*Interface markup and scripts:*
--

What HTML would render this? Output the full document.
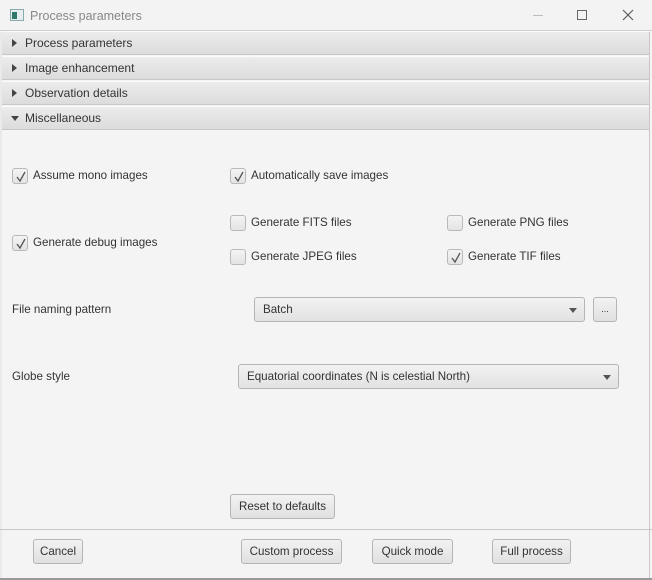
<!DOCTYPE html>
<html><head><style>
*{box-sizing:border-box;margin:0;padding:0}
body{width:652px;height:580px;overflow:hidden;background:#f4f4f4;font-family:"Liberation Sans",sans-serif;font-size:11.6px;color:#333;position:relative}
.a{position:absolute}
.title{left:0;top:0;width:652px;height:31px;background:#f3f3f3;border-bottom:1px solid #cfcfcf}
.hdr{left:2px;width:647px;height:24px;background:linear-gradient(#ececec,#dcdcdc);border-bottom:1px solid #c8c8c8;border-top:1px solid #fafafa}
.hdr span{position:absolute;left:23px;top:4px;color:#333;font-size:12px}
.tri{position:absolute;left:10px;top:7px;width:0;height:0;border-top:4px solid transparent;border-bottom:4px solid transparent;border-left:5px solid #444}
.tri.d{left:9px;top:9px;border-left:4px solid transparent;border-right:4px solid transparent;border-top:5px solid #444;border-bottom:0}
.cb{width:16px;height:16px;border:1px solid #b9b9b9;border-radius:3px;background:linear-gradient(#f4f4f4,#e3e3e3)}
.cb svg{position:absolute;left:2px;top:2px}
.lbl{color:#333}
.btn{height:25px;border:1px solid #b5b5b5;border-radius:3px;background:linear-gradient(#f2f2f2,#e0e0e0);text-align:center;line-height:23px;color:#333}
.combo{height:25px;border:1px solid #b5b5b5;border-radius:3px;background:linear-gradient(#f2f2f2,#e2e2e2)}
.combo span{position:absolute;left:8px;top:5px}
.arr{position:absolute;top:10px;width:0;height:0;border-left:4px solid transparent;border-right:4px solid transparent;border-top:5px solid #555}
</style></head><body>
<div class="a title">
 <div class="a" style="left:10px;top:9px;width:14px;height:12px;border:1px solid #8aa;background:#e6eef0"><div class="a" style="left:1px;top:2px;width:5px;height:7px;background:#2e7a6a"></div></div>
 <div class="a" style="left:30px;top:9px;font-size:12.5px;color:#888">Process parameters</div>
 <div class="a" style="left:533px;top:15px;width:10px;height:1px;background:#bbb"></div>
 <div class="a" style="left:577px;top:10px;width:10px;height:10px;border:1px solid #666"></div>
 <svg class="a" style="left:622px;top:9px" width="12" height="12"><path d="M1 1L11 11M11 1L1 11" stroke="#555" stroke-width="1.1"/></svg>
</div>
<div class="a" style="left:0;top:32px;width:2px;height:548px;background:#eaeaea"></div>
<div class="a" style="left:649px;top:32px;width:1px;height:548px;background:#c8c8c8"></div>
<div class="a hdr" style="top:31px"><div class="tri"></div><span>Process parameters</span></div>
<div class="a hdr" style="top:56px"><div class="tri"></div><span>Image enhancement</span></div>
<div class="a hdr" style="top:81px"><div class="tri"></div><span>Observation details</span></div>
<div class="a hdr" style="top:106px"><div class="tri d"></div><span>Miscellaneous</span></div>

<div class="a cb" style="left:12px;top:168px"><svg width="12" height="12"><path d="M2 6L5 10L10 1" stroke="#555" stroke-width="1.3" fill="none"/></svg></div>
<div class="a lbl" style="left:33px;top:169px">Assume mono images</div>
<div class="a cb" style="left:230px;top:168px"><svg width="12" height="12"><path d="M2 6L5 10L10 1" stroke="#555" stroke-width="1.3" fill="none"/></svg></div>
<div class="a lbl" style="left:251px;top:169px">Automatically save images</div>

<div class="a cb" style="left:12px;top:235px"><svg width="12" height="12"><path d="M2 6L5 10L10 1" stroke="#555" stroke-width="1.3" fill="none"/></svg></div>
<div class="a lbl" style="left:33px;top:236px">Generate debug images</div>
<div class="a cb" style="left:230px;top:215px"></div>
<div class="a lbl" style="left:251px;top:216px">Generate FITS files</div>
<div class="a cb" style="left:447px;top:215px"></div>
<div class="a lbl" style="left:468px;top:216px">Generate PNG files</div>
<div class="a cb" style="left:230px;top:249px"></div>
<div class="a lbl" style="left:251px;top:250px">Generate JPEG files</div>
<div class="a cb" style="left:447px;top:249px"><svg width="12" height="12"><path d="M2 6L5 10L10 1" stroke="#555" stroke-width="1.3" fill="none"/></svg></div>
<div class="a lbl" style="left:468px;top:250px">Generate TIF files</div>

<div class="a lbl" style="left:12px;top:303px">File naming pattern</div>
<div class="a combo" style="left:254px;top:297px;width:331px"><span>Batch</span><div class="arr" style="left:314px"></div></div>
<div class="a btn" style="left:593px;top:297px;width:24px;font-size:9px">...</div>

<div class="a lbl" style="left:12px;top:370px">Globe style</div>
<div class="a combo" style="left:238px;top:364px;width:381px"><span>Equatorial coordinates (N is celestial North)</span><div class="arr" style="left:364px"></div></div>

<div class="a btn" style="left:230px;top:494px;width:105px">Reset to defaults</div>
<div class="a" style="left:0;top:529px;width:652px;height:1px;background:#c8c8c8"></div>
<div class="a btn" style="left:33px;top:539px;width:50px">Cancel</div>
<div class="a btn" style="left:241px;top:539px;width:101px">Custom process</div>
<div class="a btn" style="left:372px;top:539px;width:81px">Quick mode</div>
<div class="a btn" style="left:492px;top:539px;width:79px">Full process</div>
<div class="a" style="left:0;top:578px;width:652px;height:2px;background:#999"></div>
</body></html>
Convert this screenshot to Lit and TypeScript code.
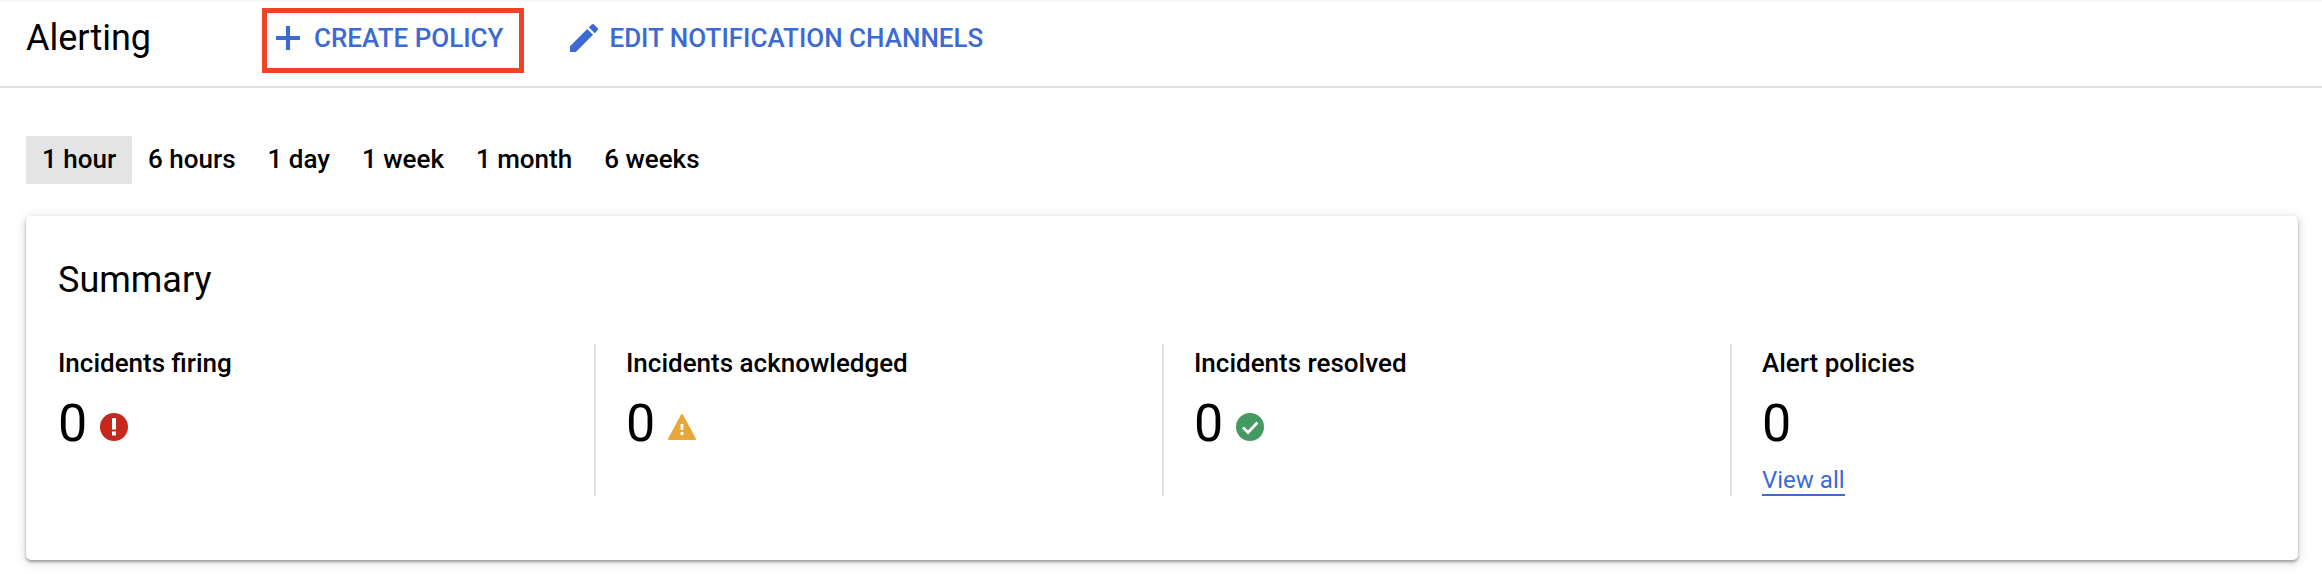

--

*EXERCISE:* All of the records above must be copied exactly, except for the pictures.

*ANSWER IN FULL:*
What HTML would render this? Output the full document.
<!DOCTYPE html>
<html><head><style>
*{box-sizing:border-box;margin:0;padding:0}
body{width:652px;height:580px;overflow:hidden;background:#f4f4f4;font-family:"Liberation Sans",sans-serif;font-size:11.6px;color:#333;position:relative}
.a{position:absolute}
.title{left:0;top:0;width:652px;height:31px;background:#f3f3f3;border-bottom:1px solid #cfcfcf}
.hdr{left:2px;width:647px;height:24px;background:linear-gradient(#ececec,#dcdcdc);border-bottom:1px solid #c8c8c8;border-top:1px solid #fafafa}
.hdr span{position:absolute;left:23px;top:4px;color:#333;font-size:12px}
.tri{position:absolute;left:10px;top:7px;width:0;height:0;border-top:4px solid transparent;border-bottom:4px solid transparent;border-left:5px solid #444}
.tri.d{left:9px;top:9px;border-left:4px solid transparent;border-right:4px solid transparent;border-top:5px solid #444;border-bottom:0}
.cb{width:16px;height:16px;border:1px solid #b9b9b9;border-radius:3px;background:linear-gradient(#f4f4f4,#e3e3e3)}
.cb svg{position:absolute;left:2px;top:2px}
.lbl{color:#333}
.btn{height:25px;border:1px solid #b5b5b5;border-radius:3px;background:linear-gradient(#f2f2f2,#e0e0e0);text-align:center;line-height:23px;color:#333}
.combo{height:25px;border:1px solid #b5b5b5;border-radius:3px;background:linear-gradient(#f2f2f2,#e2e2e2)}
.combo span{position:absolute;left:8px;top:5px}
.arr{position:absolute;top:10px;width:0;height:0;border-left:4px solid transparent;border-right:4px solid transparent;border-top:5px solid #555}
</style></head><body>
<div class="a title">
 <div class="a" style="left:10px;top:9px;width:14px;height:12px;border:1px solid #8aa;background:#e6eef0"><div class="a" style="left:1px;top:2px;width:5px;height:7px;background:#2e7a6a"></div></div>
 <div class="a" style="left:30px;top:9px;font-size:12.5px;color:#888">Process parameters</div>
 <div class="a" style="left:533px;top:15px;width:10px;height:1px;background:#bbb"></div>
 <div class="a" style="left:577px;top:10px;width:10px;height:10px;border:1px solid #666"></div>
 <svg class="a" style="left:622px;top:9px" width="12" height="12"><path d="M1 1L11 11M11 1L1 11" stroke="#555" stroke-width="1.1"/></svg>
</div>
<div class="a" style="left:0;top:32px;width:2px;height:548px;background:#eaeaea"></div>
<div class="a" style="left:649px;top:32px;width:1px;height:548px;background:#c8c8c8"></div>
<div class="a hdr" style="top:31px"><div class="tri"></div><span>Process parameters</span></div>
<div class="a hdr" style="top:56px"><div class="tri"></div><span>Image enhancement</span></div>
<div class="a hdr" style="top:81px"><div class="tri"></div><span>Observation details</span></div>
<div class="a hdr" style="top:106px"><div class="tri d"></div><span>Miscellaneous</span></div>

<div class="a cb" style="left:12px;top:168px"><svg width="12" height="12"><path d="M2 6L5 10L10 1" stroke="#555" stroke-width="1.3" fill="none"/></svg></div>
<div class="a lbl" style="left:33px;top:169px">Assume mono images</div>
<div class="a cb" style="left:230px;top:168px"><svg width="12" height="12"><path d="M2 6L5 10L10 1" stroke="#555" stroke-width="1.3" fill="none"/></svg></div>
<div class="a lbl" style="left:251px;top:169px">Automatically save images</div>

<div class="a cb" style="left:12px;top:235px"><svg width="12" height="12"><path d="M2 6L5 10L10 1" stroke="#555" stroke-width="1.3" fill="none"/></svg></div>
<div class="a lbl" style="left:33px;top:236px">Generate debug images</div>
<div class="a cb" style="left:230px;top:215px"></div>
<div class="a lbl" style="left:251px;top:216px">Generate FITS files</div>
<div class="a cb" style="left:447px;top:215px"></div>
<div class="a lbl" style="left:468px;top:216px">Generate PNG files</div>
<div class="a cb" style="left:230px;top:249px"></div>
<div class="a lbl" style="left:251px;top:250px">Generate JPEG files</div>
<div class="a cb" style="left:447px;top:249px"><svg width="12" height="12"><path d="M2 6L5 10L10 1" stroke="#555" stroke-width="1.3" fill="none"/></svg></div>
<div class="a lbl" style="left:468px;top:250px">Generate TIF files</div>

<div class="a lbl" style="left:12px;top:303px">File naming pattern</div>
<div class="a combo" style="left:254px;top:297px;width:331px"><span>Batch</span><div class="arr" style="left:314px"></div></div>
<div class="a btn" style="left:593px;top:297px;width:24px;font-size:9px">...</div>

<div class="a lbl" style="left:12px;top:370px">Globe style</div>
<div class="a combo" style="left:238px;top:364px;width:381px"><span>Equatorial coordinates (N is celestial North)</span><div class="arr" style="left:364px"></div></div>

<div class="a btn" style="left:230px;top:494px;width:105px">Reset to defaults</div>
<div class="a" style="left:0;top:529px;width:652px;height:1px;background:#c8c8c8"></div>
<div class="a btn" style="left:33px;top:539px;width:50px">Cancel</div>
<div class="a btn" style="left:241px;top:539px;width:101px">Custom process</div>
<div class="a btn" style="left:372px;top:539px;width:81px">Quick mode</div>
<div class="a btn" style="left:492px;top:539px;width:79px">Full process</div>
<div class="a" style="left:0;top:578px;width:652px;height:2px;background:#999"></div>
</body></html>
Convert this screenshot to Lit and TypeScript code.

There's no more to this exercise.